TO: (Target audience definition)

(ORGANIZATION/BRAND) is the brand of (CATEGORY OR CONTEXT)

THAT: (Benefit statement)

BECAUSE: (Reasons to believe)

SO THAT: (High order or aspirational benefit)

4) Expose and educate your internal constituents. Every person in your organization should be living and breathing your brand. This accomplishes a few things. It gets everyone on the same page as to what your organization is really about. People start speaking a common language. And it spreads.

It also serves to energize people and their conversations about your brand. As a result, you’ll find new ideas emerging with higher degree of enthusiasm. Marketing buzzwords for this sort of thing are “organizational alignment” and “operationalizing the brand” and so forth. But it’s really just getting everyone on the same page enthusiastically.

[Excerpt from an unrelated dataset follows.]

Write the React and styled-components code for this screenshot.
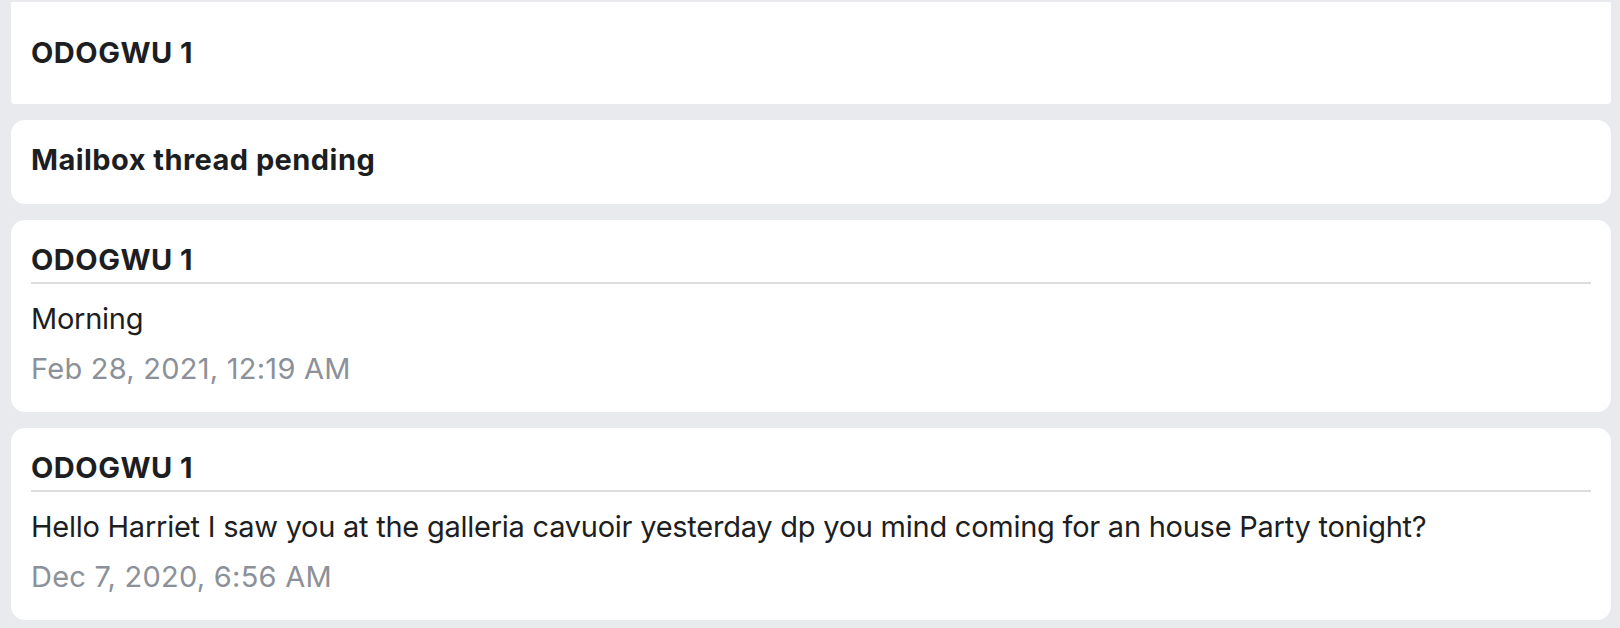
import React from 'react'
import styled, { createGlobalStyle } from 'styled-components'

const GlobalStyle = createGlobalStyle`
  html, body {
    margin: 0;
    padding: 0;
    background: #e9eaee;
  }
  body {
    font-family: Inter, "Noto Sans", "Liberation Sans", sans-serif;
    color: #1c1e22;
    -webkit-font-smoothing: antialiased;
  }
`

const messages = [
  {
    id: 1,
    sender: 'ODOGWU 1',
    body: 'Morning',
    date: 'Feb 28, 2021, 12:19 AM',
  },
  {
    id: 2,
    sender: 'ODOGWU 1',
    body: 'Hello Harriet I saw you at the galleria cavuoir yesterday dp you mind coming for an house Party tonight?',
    date: 'Dec 7, 2020, 6:56 AM',
  },
]

const App = () => {
  return (
    <>
      <GlobalStyle />
      <Page>
        <TitleBar>ODOGWU 1</TitleBar>
        <StatusCard>Mailbox thread pending</StatusCard>
        {messages.map((m) => (
          <MessageCard key={m.id}>
            <Sender>{m.sender}</Sender>
            <Body>{m.body}</Body>
            <Stamp>{m.date}</Stamp>
          </MessageCard>
        ))}
      </Page>
    </>
  )
}

export default App

const Page = styled.div`
  display: flex;
  flex-direction: column;
  gap: 16px;
  padding: 2px 9px 8px 11px;
  font-size: 29px;
`

const Card = styled.div`
  background: #ffffff;
  border-radius: 14px;
  padding: 0 20px;
`

const TitleBar = styled(Card)`
  border-radius: 0 0 4px 4px;
  padding-top: 29px;
  padding-bottom: 29px;
  line-height: 44px;
  font-weight: 700;
  letter-spacing: 0.5px;
`

const StatusCard = styled(Card)`
  padding-top: 18px;
  padding-bottom: 22px;
  line-height: 44px;
  font-weight: 700;
  letter-spacing: 0.45px;
`

const MessageCard = styled(Card)`
  padding-top: 20px;
  padding-bottom: 18px;
`

const Sender = styled.div`
  font-weight: 700;
  letter-spacing: 0.5px;
  line-height: 40px;
  padding-bottom: 2px;
  border-bottom: 2px solid #dcdce0;
`

const Body = styled.div`
  margin-top: 10px;
  line-height: 50px;
  letter-spacing: -0.25px;
  white-space: nowrap;
`

const Stamp = styled.div`
  line-height: 50px;
  letter-spacing: 0.25px;
  color: #8c9099;
`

5) Go to market. All of your communications whether direct mail, email, newsletters, posts, web updates, events, cases for support — all of it should be on strategy. In other words it should deliver against and reinforce what the brand stands for and represents.

When you define your brand in this way, you’ve created a central idea that will serve as connective tissue as you start to tell stories across all different media. Your communications will have focus and consistency. And your entire organization is living it. That’s a big win that will lead to increased giving for years to come.